Required work:
Scan the listing below and copy every line holding "components".

Data section:
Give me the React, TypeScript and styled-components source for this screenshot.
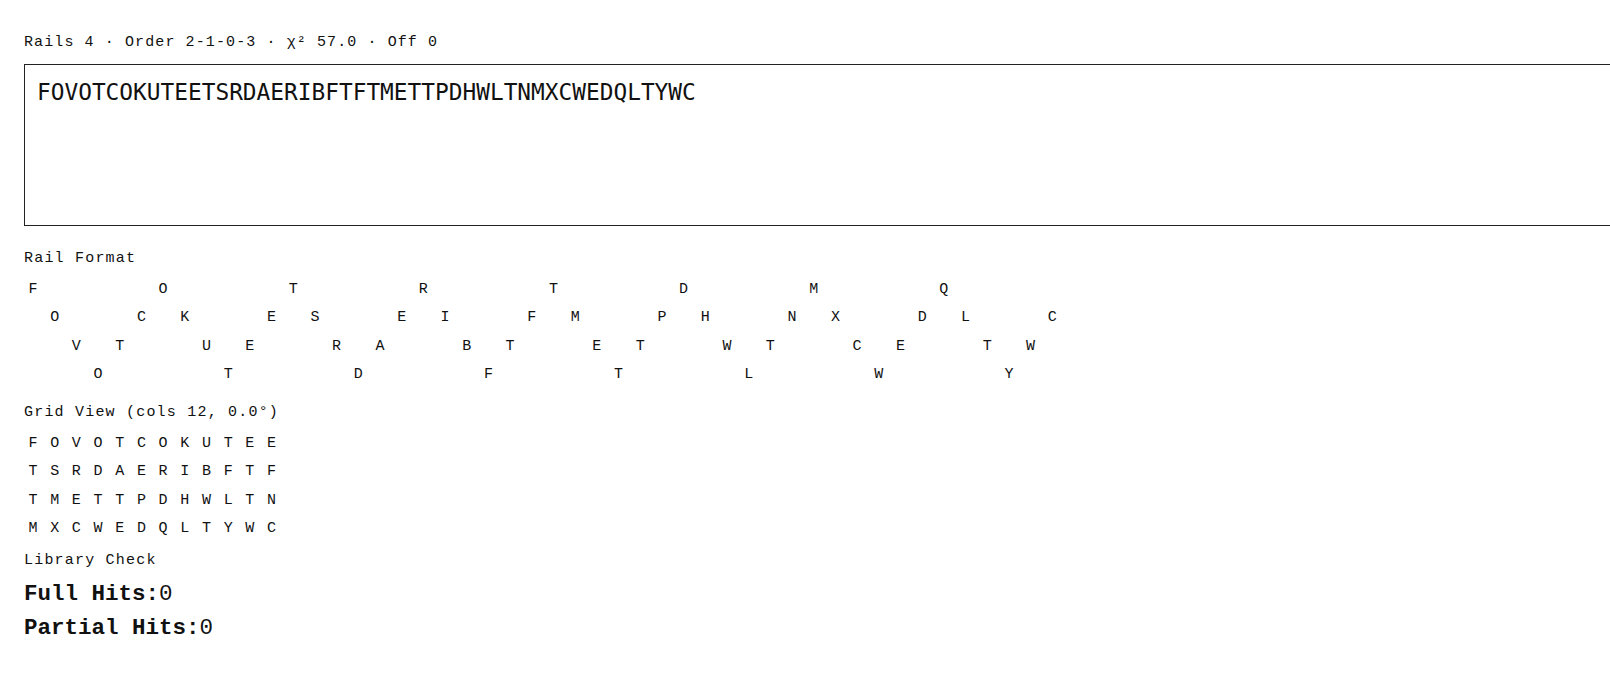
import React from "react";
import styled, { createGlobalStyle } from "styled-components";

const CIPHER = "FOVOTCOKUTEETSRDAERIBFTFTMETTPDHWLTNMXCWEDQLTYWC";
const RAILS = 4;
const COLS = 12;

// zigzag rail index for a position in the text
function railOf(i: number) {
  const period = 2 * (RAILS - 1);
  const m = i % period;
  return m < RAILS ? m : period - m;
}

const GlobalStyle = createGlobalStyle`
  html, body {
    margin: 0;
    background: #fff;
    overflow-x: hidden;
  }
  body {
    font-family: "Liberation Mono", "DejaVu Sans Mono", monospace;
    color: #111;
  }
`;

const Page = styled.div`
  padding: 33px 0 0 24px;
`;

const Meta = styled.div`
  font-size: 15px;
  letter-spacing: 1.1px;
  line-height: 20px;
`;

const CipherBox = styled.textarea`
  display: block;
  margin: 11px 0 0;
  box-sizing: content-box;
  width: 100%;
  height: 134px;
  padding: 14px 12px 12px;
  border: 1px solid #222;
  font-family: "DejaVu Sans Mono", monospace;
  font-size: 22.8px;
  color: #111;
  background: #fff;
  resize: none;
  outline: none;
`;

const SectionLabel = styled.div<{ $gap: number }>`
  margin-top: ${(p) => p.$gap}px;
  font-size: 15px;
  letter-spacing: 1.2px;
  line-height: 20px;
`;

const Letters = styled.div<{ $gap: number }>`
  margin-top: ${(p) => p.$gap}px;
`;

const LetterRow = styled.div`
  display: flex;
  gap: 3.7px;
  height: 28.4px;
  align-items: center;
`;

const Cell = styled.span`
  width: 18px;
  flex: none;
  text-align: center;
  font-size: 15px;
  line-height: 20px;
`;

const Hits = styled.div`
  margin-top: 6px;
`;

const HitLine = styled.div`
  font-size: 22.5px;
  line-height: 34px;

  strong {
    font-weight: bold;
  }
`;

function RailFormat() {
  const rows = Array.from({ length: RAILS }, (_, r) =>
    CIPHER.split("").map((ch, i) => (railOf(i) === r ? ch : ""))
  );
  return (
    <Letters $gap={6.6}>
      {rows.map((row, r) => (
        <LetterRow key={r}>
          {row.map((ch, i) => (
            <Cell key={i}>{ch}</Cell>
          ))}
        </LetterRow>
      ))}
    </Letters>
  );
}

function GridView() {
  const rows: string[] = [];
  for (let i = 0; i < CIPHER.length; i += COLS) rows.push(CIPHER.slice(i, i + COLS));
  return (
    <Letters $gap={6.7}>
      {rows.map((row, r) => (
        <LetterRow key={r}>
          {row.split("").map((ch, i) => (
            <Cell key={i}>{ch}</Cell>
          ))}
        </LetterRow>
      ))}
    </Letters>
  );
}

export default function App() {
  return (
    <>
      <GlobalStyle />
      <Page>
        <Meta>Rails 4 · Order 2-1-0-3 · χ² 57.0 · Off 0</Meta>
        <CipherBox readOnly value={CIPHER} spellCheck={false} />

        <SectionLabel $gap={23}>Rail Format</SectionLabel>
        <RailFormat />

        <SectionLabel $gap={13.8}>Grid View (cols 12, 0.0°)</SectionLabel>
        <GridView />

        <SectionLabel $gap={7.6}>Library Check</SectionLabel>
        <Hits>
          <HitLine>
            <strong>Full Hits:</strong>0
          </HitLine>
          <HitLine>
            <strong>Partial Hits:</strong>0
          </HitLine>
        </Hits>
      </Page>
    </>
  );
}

Response:
Give me the React, TypeScript and styled-components source for this screenshot.
import styled, { createGlobalStyle } from "styled-components";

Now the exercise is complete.